Graham Hancock on history: what the evidence says · JRE #2051
SUBJECT: HISTORY
Not a true/false call. Every claim is logged with its sources; read the exhibits below.
The Indus Valley civilization today in Pakistan wasn't known about until the 1920s. It was found by accident.
What the evidence says 01 / RECORD
The core historical fact is accurate: the Indus Valley (Harappan) civilization was unknown to modern scholarship until the 1920s. Harappa was excavated starting in 1920-1921, and Sir John Marshall publicly announced the discovery of this previously unrecognized Bronze Age urban civilization in September 1924, following work by Indian archaeologists Daya Ram Sahni and Rakhaldas Banerji; a single Indus seal had been noted as early as 1875 but was not connected to a lost civilization at the time.
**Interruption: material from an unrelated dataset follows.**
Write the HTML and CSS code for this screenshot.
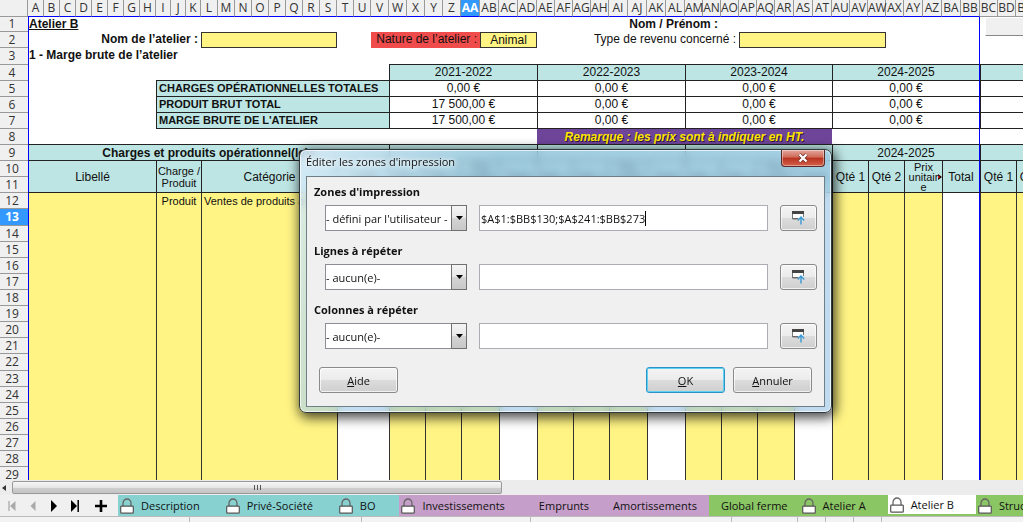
FILE: index.html
```html
<!DOCTYPE html>
<html lang="fr">
<head>
<meta charset="utf-8">
<title>Atelier B</title>
<link rel="stylesheet" href="styles.css">
</head>
<body>
<svg class="defs" aria-hidden="true">
  <symbol id="lock" viewBox="0 0 14 16"><path d="M3 8.500V5.200a4 4.200 0 0 1 8 0V8.500" fill="none" stroke="#666" stroke-width="1.300"/><rect x=".7" y="8.200" width="12.600" height="7" rx=".8" fill="#fff" stroke="#555" stroke-width="1.200"/></symbol>
  <symbol id="shrink" viewBox="0 0 13 14"><path d="M.5 1v7H6.500M11.500 6V1" fill="none" stroke="#777"/><path d="M0 0h12v3H0z" fill="#444"/><path d="M1 3h10v4H1z" fill="#fff"/><path d="M.5 7.500H6" stroke="#666"/><path d="M9 13.500V6.500M5.800 9.500L9 6l3.200 3.500" fill="none" stroke="#3a9bd5" stroke-width="1.400"/></symbol>
  <symbol id="caret" viewBox="0 0 7 4"><path d="M0 0h7L3.500 4z" fill="#000"/></symbol>
</svg>
<div class="app">
  <main class="sheet">
    <table class="grid">
      <colgroup><col class="c-head"></colgroup>
      <colgroup><col class="w16" span="8"><col class="w15" span="3"><col class="w17" span="10"><col class="w18"></colgroup>
      <colgroup><col class="w18" span="4"><col class="w19" span="4"></colgroup>
      <colgroup><col class="w18" span="4"><col class="w19" span="4"></colgroup>
      <colgroup><col class="w18" span="5"><col class="w19" span="3"></colgroup>
      <colgroup><col class="w18" span="4"><col class="w19" span="4"></colgroup>
      <colgroup><col class="w18" span="4"></colgroup>
      <thead>
        <tr><th class="corner"></th><th>A</th><th>B</th><th>C</th><th>D</th><th>E</th><th>F</th><th>G</th><th>H</th><th>I</th><th>J</th><th>K</th><th>L</th><th>M</th><th>N</th><th>O</th><th>P</th><th>Q</th><th>R</th><th>S</th><th>T</th><th>U</th><th>V</th><th>W</th><th>X</th><th>Y</th><th>Z</th><th class="current">AA</th><th>AB</th><th>AC</th><th>AD</th><th>AE</th><th>AF</th><th>AG</th><th>AH</th><th>AI</th><th>AJ</th><th>AK</th><th>AL</th><th>AM</th><th>AN</th><th>AO</th><th>AP</th><th>AQ</th><th>AR</th><th>AS</th><th>AT</th><th>AU</th><th>AV</th><th>AW</th><th>AX</th><th>AY</th><th>AZ</th><th>BA</th><th>BB</th><th class="outside">BC</th><th class="outside">BD</th><th class="outside">BE</th><th class="outside"></th></tr>
      </thead>
      <tbody class="summary">
        <tr class="first"><th>1</th><td class="area-l bold under" colspan="22">Atelier B</td><td colspan="18" class="bold right">Nom / Prénom :</td><td colspan="14" class="area-r"></td><td colspan="4"></td></tr>
        <tr><th>2</th><td class="area-l bold right" colspan="11">Nom de l’atelier :</td><td class="field" colspan="8"></td><td colspan="2"></td><td class="nature" colspan="6">Nature de l’atelier :</td><td class="field center" colspan="3">Animal</td><td class="right" colspan="11">Type de revenu concerné :</td><td class="field" colspan="8"></td><td class="area-r" colspan="5"></td><td colspan="4"></td></tr>
        <tr class="tall"><th>3</th><td class="area-l bold" colspan="22">1 - Marge brute de l’atelier</td><td class="line area-r" colspan="32"></td><td class="line" colspan="4"></td></tr>
        <tr><th>4</th><td class="area-l" colspan="8"></td><td class="line" colspan="14"></td><td class="teal cell" colspan="8">2021-2022</td><td class="teal cell" colspan="8">2022-2023</td><td class="teal cell" colspan="8">2023-2024</td><td class="teal cell area-r" colspan="8">2024-2025</td><td class="teal cell" colspan="4"></td></tr>
        <tr><th>5</th><td class="area-l" colspan="8"></td><td class="teal cell label" colspan="14">CHARGES OPÉRATIONNELLES TOTALES</td><td class="cell" colspan="8">0,00 €</td><td class="cell" colspan="8">0,00 €</td><td class="cell" colspan="8">0,00 €</td><td class="cell area-r" colspan="8">0,00 €</td><td class="cell" colspan="4"></td></tr>
        <tr><th>6</th><td class="area-l" colspan="8"></td><td class="teal cell label" colspan="14">PRODUIT BRUT TOTAL</td><td class="cell" colspan="8">17 500,00 €</td><td class="cell" colspan="8">0,00 €</td><td class="cell" colspan="8">0,00 €</td><td class="cell area-r" colspan="8">0,00 €</td><td class="cell" colspan="4"></td></tr>
        <tr><th>7</th><td class="area-l" colspan="8"></td><td class="teal cell label" colspan="14">MARGE BRUTE DE L'ATELIER</td><td class="cell" colspan="8">17 500,00 €</td><td class="cell" colspan="8">0,00 €</td><td class="cell" colspan="8">0,00 €</td><td class="cell area-r" colspan="8">0,00 €</td><td class="cell" colspan="4"></td></tr>
      </tbody>
      <tbody>
        <tr><th>8</th><td class="area-l line" colspan="30"></td><td class="remark line" colspan="16">Remarque : les prix sont à indiquer en HT.</td><td class="area-r line" colspan="8"></td><td class="line" colspan="4"></td></tr>
        <tr><th>9</th><td class="area-l teal line center bold" colspan="22">Charges et produits opérationnel(le)s</td><td class="teal cell" colspan="8"></td><td class="teal cell" colspan="8"></td><td class="teal cell" colspan="8"></td><td class="teal cell area-r" colspan="8">2024-2025</td><td class="teal cell" colspan="4"></td></tr>
        <tr><th>10</th><td class="area-l teal line center" colspan="8" rowspan="2">Libellé</td><td class="teal cell small" colspan="3" rowspan="2">Charge / Produit</td><td class="teal cell" colspan="8" rowspan="2">Catégorie</td><td class="teal cell" colspan="3" rowspan="2">Unité</td>
          <td class="teal cell" colspan="2" rowspan="2">Qté 1</td><td class="teal cell" colspan="2" rowspan="2">Qté 2</td><td class="teal cell price" colspan="2" rowspan="2">Prix unitair e</td><td class="teal cell" colspan="2" rowspan="2">Total</td>
          <td class="teal cell" colspan="2" rowspan="2">Qté 1</td><td class="teal cell" colspan="2" rowspan="2">Qté 2</td><td class="teal cell price" colspan="2" rowspan="2">Prix unitair e</td><td class="teal cell" colspan="2" rowspan="2">Total</td>
          <td class="teal cell" colspan="2" rowspan="2">Qté 1</td><td class="teal cell" colspan="2" rowspan="2">Qté 2</td><td class="teal cell price" colspan="2" rowspan="2">Prix unitair e</td><td class="teal cell" colspan="2" rowspan="2">Total</td>
          <td class="teal cell" colspan="2" rowspan="2">Qté 1</td><td class="teal cell" colspan="2" rowspan="2">Qté 2</td><td class="teal cell price" colspan="2" rowspan="2">Prix unitair e<svg class="more" viewBox="0 0 4 6"><path d="M0 0l4 3-4 3z" fill="#200"/><path d="M0 1.500l2 1.500-2 1.500z" fill="#e22"/></svg></td><td class="teal cell area-r" colspan="2" rowspan="2">Total</td>
          <td class="teal cell" colspan="2" rowspan="2">Qté 1</td><td class="teal cell" colspan="2" rowspan="2">Qté 2</td></tr>
        <tr><th>11</th></tr>
        <tr><th>12</th><td class="area-l yellow" colspan="8"></td><td class="yellow side small" colspan="3">Produit</td><td class="yellow side small text" colspan="8">Ventes de produits animaux</td><td class="side" colspan="3"></td>
          <td class="yellow side" colspan="2"></td><td class="yellow side" colspan="2"></td><td class="yellow side" colspan="2"></td><td class="side" colspan="2"></td>
          <td class="yellow side" colspan="2"></td><td class="yellow side" colspan="2"></td><td class="yellow side" colspan="2"></td><td class="side" colspan="2"></td>
          <td class="yellow side" colspan="2"></td><td class="yellow side" colspan="2"></td><td class="yellow side" colspan="2"></td><td class="side" colspan="2"></td>
          <td class="yellow side" colspan="2"></td><td class="yellow side" colspan="2"></td><td class="yellow side" colspan="2"></td><td class="side area-r" colspan="2"></td>
          <td class="yellow side" colspan="2"></td><td class="yellow side" colspan="2"></td></tr>
        <tr class="tall"><th class="current">13</th><td class="area-l yellow" colspan="8" rowspan="17"></td><td class="yellow side" colspan="3" rowspan="17"></td><td class="yellow side" colspan="8" rowspan="17"></td><td class="side" colspan="3" rowspan="17"></td>
          <td class="yellow side" colspan="2" rowspan="17"></td><td class="yellow side" colspan="2" rowspan="17"></td><td class="yellow side" colspan="2" rowspan="17"></td><td class="side" colspan="2" rowspan="17"></td>
          <td class="yellow side" colspan="2" rowspan="17"></td><td class="yellow side" colspan="2" rowspan="17"></td><td class="yellow side" colspan="2" rowspan="17"></td><td class="side" colspan="2" rowspan="17"></td>
          <td class="yellow side" colspan="2" rowspan="17"></td><td class="yellow side" colspan="2" rowspan="17"></td><td class="yellow side" colspan="2" rowspan="17"></td><td class="side" colspan="2" rowspan="17"></td>
          <td class="yellow side" colspan="2" rowspan="17"></td><td class="yellow side" colspan="2" rowspan="17"></td><td class="yellow side" colspan="2" rowspan="17"></td><td class="side area-r" colspan="2" rowspan="17"></td>
          <td class="yellow side" colspan="2" rowspan="17"></td><td class="yellow side" colspan="2" rowspan="17"></td></tr>
        <tr><th>14</th></tr><tr><th>15</th></tr><tr><th>16</th></tr><tr><th>17</th></tr><tr><th>18</th></tr><tr><th>19</th></tr><tr><th>20</th></tr><tr><th>21</th></tr>
        <tr class="tall"><th>22</th></tr><tr><th>23</th></tr><tr><th>24</th></tr><tr><th>25</th></tr><tr><th>26</th></tr><tr><th>27</th></tr><tr><th>28</th></tr><tr><th>29</th></tr>
      </tbody>
    </table>
    <button class="sheet-button" aria-label="Action"></button>
  </main>

  <div class="scrollbar">
    <button class="scroll-left" aria-label="Défiler à gauche"><svg width="4" height="6" viewBox="0 0 4 6"><path d="M4 0v6L0 3z" fill="#333"/></svg></button>
    <div class="track"><div class="thumb"><i></i><i></i><i></i></div></div>
  </div>

  <nav class="tabs">
    <div class="nav">
      <button aria-label="Première feuille" disabled><svg viewBox="0 0 12 12"><path d="M3 1v10" stroke="#aaa" stroke-width="1.300"/><path d="M9.500 1v10L4 6z" fill="#aaa"/></svg></button>
      <button aria-label="Feuille précédente" disabled><svg viewBox="0 0 12 12"><path d="M8.500 1v10L3.500 6z" fill="#aaa"/></svg></button>
      <button aria-label="Feuille suivante"><svg viewBox="0 0 12 12"><path d="M3 0v12l6-6z" fill="#000"/></svg></button>
      <button aria-label="Dernière feuille"><svg viewBox="0 0 12 12"><path d="M2 0v12l6-6z" fill="#000"/><path d="M9.200 0v12" stroke="#000" stroke-width="1.500"/></svg></button>
      <button class="add" aria-label="Ajouter une feuille"><svg viewBox="0 0 12 12"><path d="M6 0v12M0 6h12" stroke="#000" stroke-width="2.600"/></svg></button>
    </div>
    <button class="tab aqua"><svg><use href="#lock"/></svg>Description</button>
    <button class="tab aqua"><svg><use href="#lock"/></svg>Privé-Société</button>
    <button class="tab aqua"><svg><use href="#lock"/></svg>BO</button>
    <button class="tab lilac"><svg><use href="#lock"/></svg>Investissements</button>
    <button class="tab lilac open">Emprunts</button>
    <button class="tab lilac open">Amortissements</button>
    <button class="tab green open">Global ferme</button>
    <button class="tab green"><svg><use href="#lock"/></svg>Atelier A</button>
    <button class="tab green active"><svg><use href="#lock"/></svg>Atelier B</button>
    <button class="tab green"><svg><use href="#lock"/></svg>Structure</button>
  </nav>
  <footer class="status"><span class="s190"></span><span class="s172"></span><span class="s169"></span><span class="s201"></span><span class="s66"></span><span class="s28"></span><span class="s28"></span><span class="s28"></span></footer>
</div>

<section class="dialog" role="dialog" aria-labelledby="dlg-title">
  <header class="titlebar"><span id="dlg-title">Éditer les zones d'impression</span>
    <button class="close" aria-label="Fermer"><svg viewBox="0 0 12 10"><path d="M2.500 1.500l7 7M9.500 1.500l-7 7" stroke="#6b2a22" stroke-width="3.800"/><path d="M2.500 1.500l7 7M9.500 1.500l-7 7" stroke="#fff" stroke-width="2.400"/></svg></button>
  </header>
  <form class="client">
    <label class="heading" for="area">Zones d'impression</label>
    <div class="row">
      <span class="combo"><select id="area"><option>- défini par l'utilisateur -</option></select><span class="drop"><svg><use href="#caret"/></svg></span></span>
      <span class="entry"><input type="text" aria-label="Plage d'impression" value="$A$1:$BB$130;$A$241:$BB$273" size="27"><i class="cursor"></i></span>
      <button type="button" class="btn pick" aria-label="Réduire"><svg><use href="#shrink"/></svg></button>
    </div>
    <label class="heading" for="rows">Lignes à répéter</label>
    <div class="row">
      <span class="combo"><select id="rows"><option>- aucun(e)-</option></select><span class="drop"><svg><use href="#caret"/></svg></span></span>
      <span class="entry"><input type="text" aria-label="Plage de lignes"></span>
      <button type="button" class="btn pick" aria-label="Réduire"><svg><use href="#shrink"/></svg></button>
    </div>
    <label class="heading" for="cols">Colonnes à répéter</label>
    <div class="row">
      <span class="combo"><select id="cols"><option>- aucun(e)-</option></select><span class="drop"><svg><use href="#caret"/></svg></span></span>
      <span class="entry"><input type="text" aria-label="Plage de colonnes"></span>
      <button type="button" class="btn pick" aria-label="Réduire"><svg><use href="#shrink"/></svg></button>
    </div>
    <div class="actions">
      <button type="button" class="btn"><u>A</u>ide</button>
      <button type="button" class="btn default"><u>O</u>K</button>
      <button type="button" class="btn"><u>A</u>nnuler</button>
    </div>
  </form>
</section>
</body>
</html>
```
FILE: styles.css
```css
:root {
  --ui: "Open Sans", "Noto Sans", sans-serif;
  --teal: #bde5e3;
  --yellow: #fff484;
  --blue: #0000ff;
}
* { box-sizing: border-box; }
body { margin: 0; overflow: hidden; font-family: var(--ui); font-size: 11px; color: #111; }
button, select, input { font: inherit; color: inherit; margin: 0; }
.defs { position: absolute; width: 0; height: 0; }
.app { display: flex; flex-direction: column; height: 100vh; background: #f0f0f0; }

/* Spreadsheet */
.sheet { position: relative; flex: 1; min-height: 0; overflow: hidden; background: #fff; }
.grid { table-layout: fixed; width: 0; border-collapse: separate; border-spacing: 0; font-family: "Liberation Sans", Arial, sans-serif; font-size: 12px; line-height: 14px; color: #111; }
.c-head { width: 28px; }
.w15 { width: 15px; }
.w16 { width: 16px; }
.w17 { width: 17px; }
.w18 { width: 18px; }
.w19 { width: 19px; }
.grid th, .grid td { padding: 0; white-space: nowrap; }
.grid tr { height: 16px; }
.grid tr.tall { height: 17px; }
.grid tr.first { height: 15px; }
.grid thead tr { height: 17px; }
.grid th { font-family: var(--ui); font-size: 12px; font-weight: 400; color: #333; background: #f0f0f0; }
.grid thead th { border-right: 1px solid #999; border-bottom: 1px solid var(--blue); }
.grid thead .corner, .grid thead .outside { border-bottom-color: #999; }
.grid tbody th { padding-right: 4px; border-bottom: 1px solid #999; }
.grid th.current { background: #3399ff; color: #fff; font-weight: 700; }
.summary td { vertical-align: top; }
.area-l { border-left: 1px solid var(--blue); }
.grid .area-r { border-right: 1px solid var(--blue); }
.bold { font-weight: 700; }
.under { text-decoration: underline; }
.grid .right { padding-right: 3px; text-align: right; }
.center { text-align: center; }
.line { border-bottom: 1px solid #222; }
.cell { border-left: 1px solid #222; border-bottom: 1px solid #222; text-align: center; }
.side { border-left: 1px solid #333; }
.teal { background: var(--teal); }
.yellow { background: var(--yellow); }
.field { border: 1px solid #333; background: var(--yellow); }
.grid .nature { padding-right: 3px; text-align: right; background: #f04c4c; }
.grid .label { padding-left: 2px; font-size: 11px; font-weight: 700; text-align: left; }
.remark { background: #6f459a; color: #ffe600; font-weight: 700; font-style: italic; text-align: center; text-shadow: 1px 1px 0 #2a1540; }
.grid .small { font-size: 11px; line-height: 12px; white-space: normal; text-align: center; }
.grid .small.text { padding-left: 2px; white-space: nowrap; text-align: left; overflow: hidden; }
.grid .price { position: relative; font-size: 11px; line-height: 10px; white-space: normal; }
.more { position: absolute; right: 0; top: 13px; width: 4px; height: 6px; }
.sheet-button { position: absolute; left: 985px; top: 17px; width: 80px; height: 19px; border: 1px solid #fff; border-bottom-color: #888; background: #f0f0f0; }

/* Horizontal scrollbar */
.scrollbar { display: flex; height: 15px; padding: 1px 0; background: #ececec; }
.scroll-left { display: flex; align-items: center; width: 12px; padding: 0 0 0 2px; border: 0; background: none; }
.track { flex: 1; }
.thumb { display: flex; align-items: center; justify-content: center; gap: 2px; width: 48.5%; height: 13px; border: 1px solid #999; border-radius: 2px; background: linear-gradient(#f6f6f6, #e6e6e6 50%, #cfcfcf 51%, #c4c4c4); }
.thumb i { width: 1px; height: 5px; background: #555; }

/* Sheet tabs */
.tabs { display: flex; height: 22px; border-bottom: 1px solid #bbb; overflow: hidden; }
.nav { display: flex; flex: none; align-items: center; width: 118px; padding-left: 1px; }
.nav button { display: flex; justify-content: center; width: 21px; padding: 0; border: 0; background: none; }
.nav .add { width: 32px; }
.nav svg { width: 12px; height: 12px; }
.tab { display: flex; flex: none; align-items: center; gap: 7px; padding: 0 22px 0 2px; border: 0; }
.tab.open { padding: 0 12px; }
.tab svg { width: 14px; height: 16px; }
.aqua { padding-right: 24px; background: #87d1d1; }
.lilac { background: #c59fc9; }
.green { background: #8bc664; }
.tab.active { background: #fff; border-bottom: 2px solid #8bc664; }

/* Status bar */
.status { display: flex; height: 5px; background: #f3f3f3; }
.status span { border-right: 1px solid #bbb; }
.s190 { width: 190px; }
.s172 { width: 172px; }
.s169 { width: 169px; }
.s201 { width: 201px; }
.s66 { width: 66px; }
.s28 { width: 28px; }

/* Dialog */
.dialog { position: absolute; left: 299px; top: 149px; width: 533px; padding: 0 6px 5px; border: 1px solid #2f3a40; border-radius: 7px; background: linear-gradient(115deg, rgba(215, 235, 248, .85), rgba(140, 190, 225, .55) 30%, rgba(150, 195, 230, .6)); backdrop-filter: blur(4px); box-shadow: inset 0 0 0 1px rgba(255, 255, 255, .7), 2px 3px 12px 2px rgba(0, 0, 0, .7); }
.titlebar { display: flex; justify-content: space-between; height: 26px; line-height: 24px; text-shadow: 0 0 5px #fff, 0 0 5px #fff; }
.close { display: flex; align-items: center; justify-content: center; width: 44px; height: 17px; padding: 0; border: 1px solid #5c2a25; border-top: 0; border-radius: 0 0 4px 4px; background: linear-gradient(#e3a79c, #cf6a58 45%, #b8321f 50%, #d4604a); box-shadow: inset 0 0 0 1px rgba(255, 255, 255, .4); }
.close svg { width: 12px; height: 10px; }
.client { display: flex; flex-direction: column; padding: 7px 7px 13px; border: 1px solid #6f7f88; background: #f0f0f0; }
.heading { height: 16px; margin-bottom: 5px; line-height: 16px; font-weight: 700; }
.row { display: grid; grid-template-columns: 142px 1fr 37px; gap: 12px; height: 26px; margin: 0 0 12px 11px; }
.combo, .entry { position: relative; display: flex; }
.combo select { flex: 1; min-width: 0; padding: 0; border: 1px solid #8b8e96; border-radius: 0; background: #fff; appearance: none; }
.drop { position: absolute; right: 0; top: 0; display: flex; align-items: center; justify-content: center; width: 16px; height: 26px; border: 1px solid #707070; background: linear-gradient(#f4f4f4, #e8e8e8 50%, #d4d4d4 51%, #c8c8c8); pointer-events: none; }
.drop svg { width: 7px; height: 4px; }
.entry { align-items: center; padding-left: 1px; border: 1px solid #abadb3; background: #fff; overflow: hidden; }
.entry input { flex: none; width: 100%; padding: 0; border: 0; outline: 0; background: none; }
.entry input[size] { width: auto; field-sizing: content; }
.cursor { width: 1px; height: 15px; background: #000; }
.btn { padding: 0; border: 1px solid #8a8a8a; border-radius: 3px; background: linear-gradient(#f4f4f4, #ebebeb 50%, #dcdcdc 51%, #cfcfcf); box-shadow: inset 0 0 0 1px rgba(255, 255, 255, .7); }
.pick { display: flex; align-items: center; justify-content: center; }
.pick svg { width: 13px; height: 14px; }
.actions { display: flex; gap: 8px; height: 26px; margin: 6px 5px 0; }
.actions .btn { width: 79px; }
.actions .default { margin-left: auto; border-color: #2c93c4; box-shadow: inset 0 0 0 1px #5fd2f4; }
```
The find was significant because it revealed a major urbanized culture on the Indus floodplain that was not previously known to exist, expanding the known geography of Bronze Age civilization to a scale comparable to Mesopotamia and Egypt. However, what was uncovered was a Bronze Age society with writing, urban planning, and trade networks consistent with other early civilizations of that era, not evidence of an anomalously advanced or technologically sophisticated prehistoric global culture. Using this episode to argue that a currently undiscovered advanced global civilization could exist today is a non-sequitur: the Indus discovery shows that the extent and location of known ancient civilizations could still expand via archaeology, not that the technological ceiling of prehistory itself has been underestimated. The specific factual premise of the claim is well-supported, but its use as evidence for a broader unproven hypothesis is not.